Según Octavio Paz, la manera en que morimos muestra cómo ha sido nuestra vida, pues la vida no halla en la muerte únicamente su fin, sino también su reflejo. La muerte es un espejo que refleja las vanas gesticulaciones de la vida. […] Si nuestra muerte carece de sentido, tampoco lo tuvo nuestra vida. Por eso cuando alguien muere de muerte violenta, solemos decir: ‘se la buscó. Y es cierto, cada quien tiene la muerte que se busca, la muerte que se hace. Muerte de cristiano o muerte de perro son maneras de morir que reflejan maneras de vivir. […] Dime cómo mueres y te diré quién eres´”.
Para los antiguos mexicanos la oposición entre muerte y vida no era tan absoluta como para nosotros. La vida se prolongaba en la muerte. Y a la inversa. La muerte no era el fin natural de la vida, sino fase de un ciclo infinito. Vida, muerte y resurrección eran estados de un proceso cósmico, que se repetía insaciable. La vida no tenía función más alta que desembocar en la muerte, su contrario y complemento; y la muerte, a su vez, no era un fin en sí; el hombre alimentaba con su muerte la voracidad de la vida, siempre insatisfecha.

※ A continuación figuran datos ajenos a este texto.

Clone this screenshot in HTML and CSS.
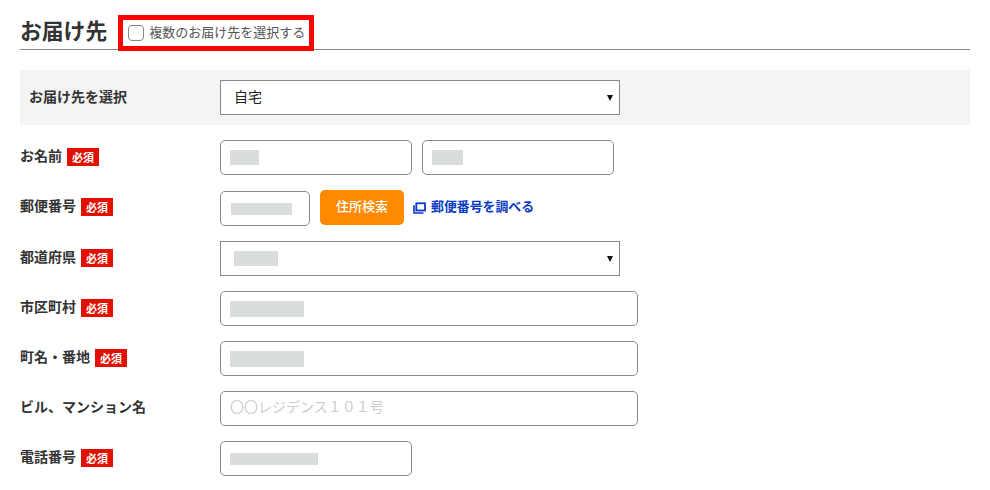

Así subraya Paz el modo de ser de los nacidos en esta tierra: El solitario mexicano ama las fiestas y las reuniones públicas. Todo es ocasión para reunirse. Cualquier pretexto es bueno para interrumpir la marcha del tiempo y celebrar con festejos y ceremonias hombres y acontecimientos. Somos un pueblo ritual. Y esta tendencia beneficia a nuestra imaginación tanto como a nuestra sensibilidad, siempre afinadas y despiertas. El arte de la fiesta, envilecido en casi todas partes, se conserva intacto entre nosotros. En pocos lugares del mundo se puede vivir un espectáculo parecido al de las grandes fiestas religiosas de México (como el del 2 de noviembre, Día de Muertos), con sus colores violentos, agrios y puros y sus danzas, ceremonias, fuegos de artificio, trajes insólitos y la inagotable cascada de sorpresas de los frutos, dulces y objetos que se venden esos días en plazas y mercados.

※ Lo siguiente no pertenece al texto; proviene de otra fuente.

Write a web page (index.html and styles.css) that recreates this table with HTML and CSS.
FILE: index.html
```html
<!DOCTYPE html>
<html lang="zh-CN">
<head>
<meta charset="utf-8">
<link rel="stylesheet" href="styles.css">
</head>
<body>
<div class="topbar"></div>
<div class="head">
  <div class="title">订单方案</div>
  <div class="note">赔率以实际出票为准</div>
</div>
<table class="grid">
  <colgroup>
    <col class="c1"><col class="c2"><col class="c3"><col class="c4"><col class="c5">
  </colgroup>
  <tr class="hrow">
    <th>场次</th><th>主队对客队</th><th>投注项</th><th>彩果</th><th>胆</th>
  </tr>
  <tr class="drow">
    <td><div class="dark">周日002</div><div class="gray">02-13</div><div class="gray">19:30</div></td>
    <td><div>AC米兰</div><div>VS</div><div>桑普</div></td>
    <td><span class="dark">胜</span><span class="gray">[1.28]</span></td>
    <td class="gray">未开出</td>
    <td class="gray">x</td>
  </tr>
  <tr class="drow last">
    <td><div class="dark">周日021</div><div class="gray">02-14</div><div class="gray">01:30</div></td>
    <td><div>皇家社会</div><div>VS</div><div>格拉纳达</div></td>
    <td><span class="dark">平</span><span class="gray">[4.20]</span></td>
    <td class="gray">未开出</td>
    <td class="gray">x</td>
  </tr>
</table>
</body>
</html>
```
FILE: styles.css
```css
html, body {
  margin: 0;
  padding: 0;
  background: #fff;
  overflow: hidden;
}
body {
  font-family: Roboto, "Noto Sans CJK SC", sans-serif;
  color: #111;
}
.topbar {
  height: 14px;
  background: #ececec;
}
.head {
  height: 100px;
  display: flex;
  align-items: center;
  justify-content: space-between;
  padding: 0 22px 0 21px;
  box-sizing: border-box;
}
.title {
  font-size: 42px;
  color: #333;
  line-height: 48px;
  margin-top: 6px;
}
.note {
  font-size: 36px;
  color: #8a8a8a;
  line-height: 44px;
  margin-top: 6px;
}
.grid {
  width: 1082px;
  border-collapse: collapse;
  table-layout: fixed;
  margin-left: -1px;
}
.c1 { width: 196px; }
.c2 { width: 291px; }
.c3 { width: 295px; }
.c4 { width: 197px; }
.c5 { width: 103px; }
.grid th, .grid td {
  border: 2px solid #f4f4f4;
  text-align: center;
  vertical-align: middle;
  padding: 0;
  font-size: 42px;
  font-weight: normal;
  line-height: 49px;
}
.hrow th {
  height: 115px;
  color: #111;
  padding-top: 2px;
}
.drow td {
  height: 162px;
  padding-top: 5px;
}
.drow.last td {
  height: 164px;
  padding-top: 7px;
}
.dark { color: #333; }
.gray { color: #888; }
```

“El amor y la muerte, gemelos adversarios, han sido constante asunto de los poetas, desde el origen de la civilización”. Amor y muerte, temáticas de otros autores que fueron abordadas de manera sublime y que Paz atrajo para sí, a su vez, para dilucidar en su obra ensayística, que vale la pena evocar ante las nuevas generaciones que no han leído “El Laberinto de la Soledad”. Y vale también matizar este apunte con una frase dictada con fuerza por nuestro Armando Fuentes Aguirre (Catón): “El que ha vivido bien la vida, no tiene miedo de morir”.
Igualmente he guardado para esta fecha una reflexión del gran escritor español, José Luis Martín Descalzo, sacerdote de su tiempo y de su espacio, quien en su libro “Razones para vivir” invita a saborear la vida con ilusión, con alegría y con esperanza. De este modo, al final de sus días, escribió un sentido poema que termina así: “Morir sólo es morir. Morir se acaba. /Morir es una hoguera fugitiva. / Es cruzar una puerta a la deriva/ y encontrar lo que tanto se buscaba”.